Kendall's clipped, fluty voice was suitable for genteel and subtle repartee, and her elastic frame for low, physical comedy. Leaping from one imagined crisis to the next, Kendall can't keep still for a moment. If Lucille Ball brought athletic approach to physical comedy, Kendall turns slapstick into choreographed ballet, while never losing her ladylike cool. Hence, at the sight of her stepdaughter with Mr. Wrong, she takes a dive downstairs and lands with her coiffure intact!

Kendall and Harrison possessed sufficient energy to keep the old engine running, even in the most confining circumstances. Their chemistry and Minnelli's deft handiwork occasionally make the film sparkle.

Minnelli enjoyed working with the Harrisons, as he later recalled: Kay would be raucous and vital and lovable, and when the days work was over, everyone would want to take her home.” To Minnelli, the Harrisons represented the ideal couple: “I found Rex wonderfully attentive to Kay, but gave it no special thought. Kay was equally devoted to him.”
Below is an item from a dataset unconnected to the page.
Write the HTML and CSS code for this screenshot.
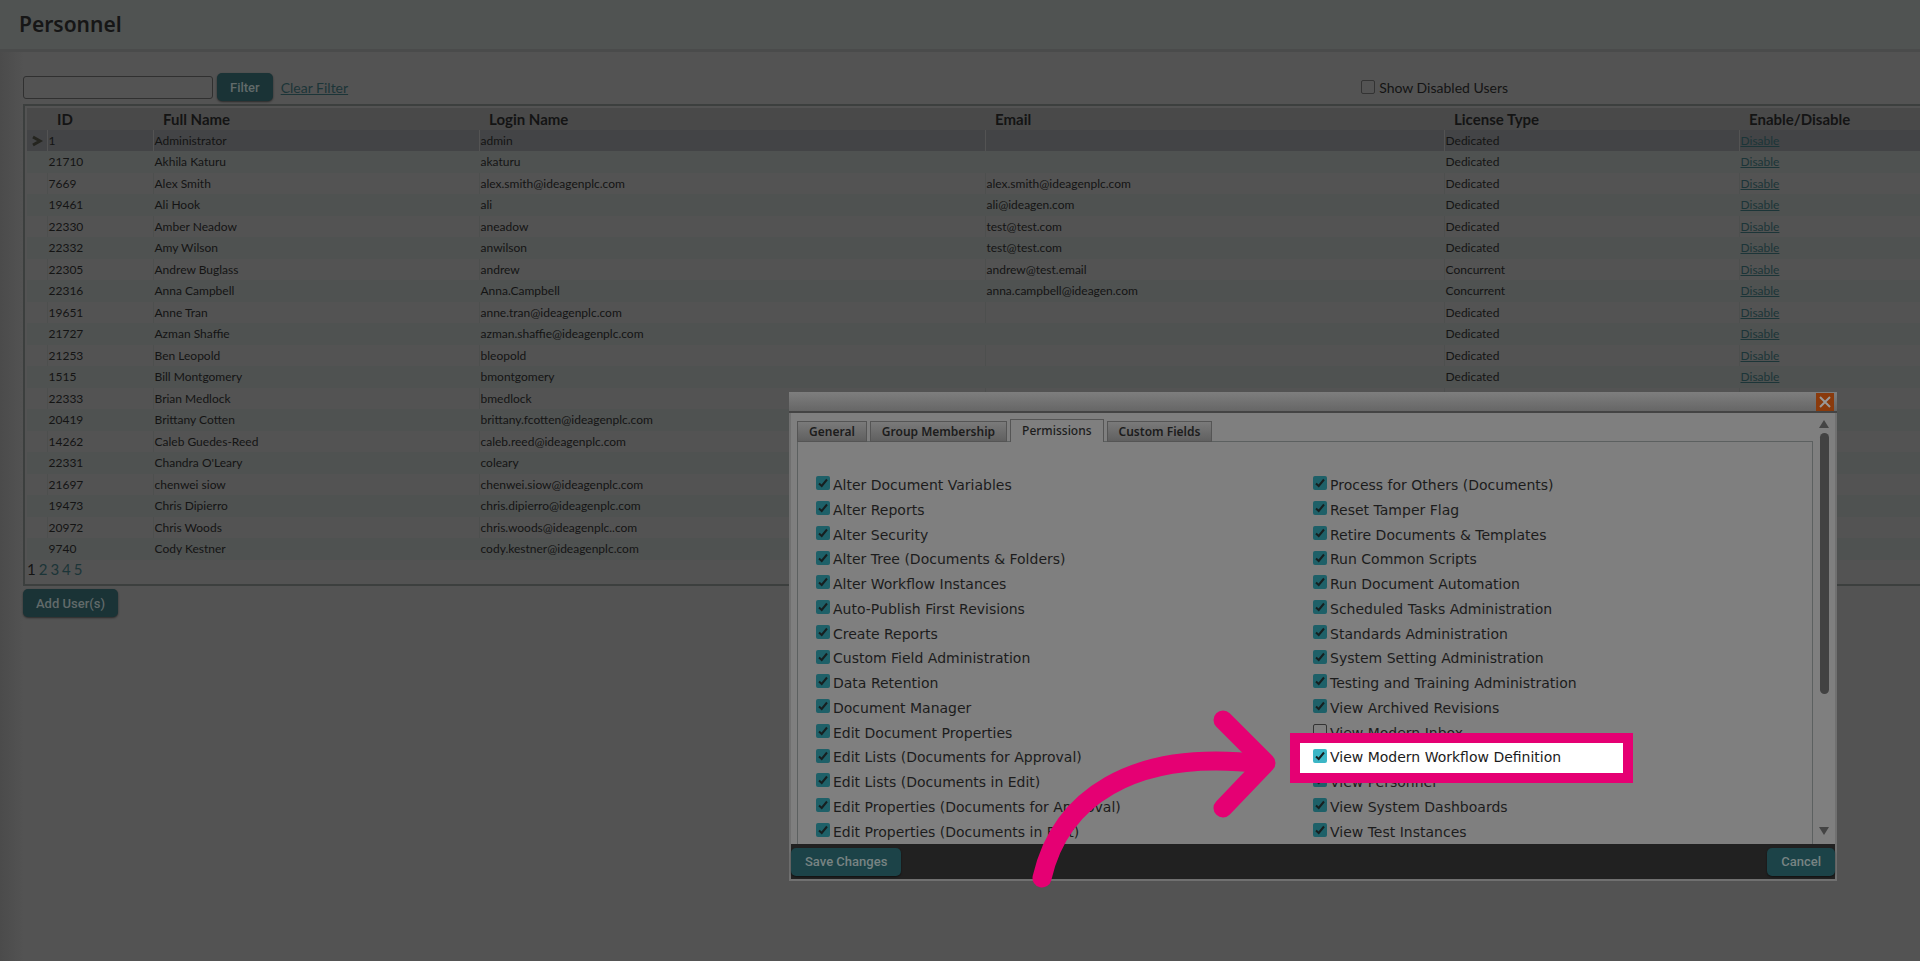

It was great fun for the three of them, and they spent a lot of time running around together. The Harrisons had a lovely time behaving like teenagers, on and off screen. Since Minnelli had shot segments of American in Paris and Gigi in Paris, he knew the city well. At the end of the shoot, Minnelli was exhausted. It was one of the few times in which he violated his otherwise strict work code and partied wildly during the shoot.

Just before shooting began, Kendall had been rebounding from a sudden debilitating malady. A doctor from the American Hospital in Paris examined her and concluded that she was entirely recovered from gastroenteritis. In what became one of showbizs best-kept secrets, only Rex Harrison knew that his wife was dying from leukemia. The lethal disease would take her life 18 months later, at the age of 33. Minnelli thought that Kay's death was a major loss not just for Harrsion, but for the film world as well since her brand of comedy was so unique.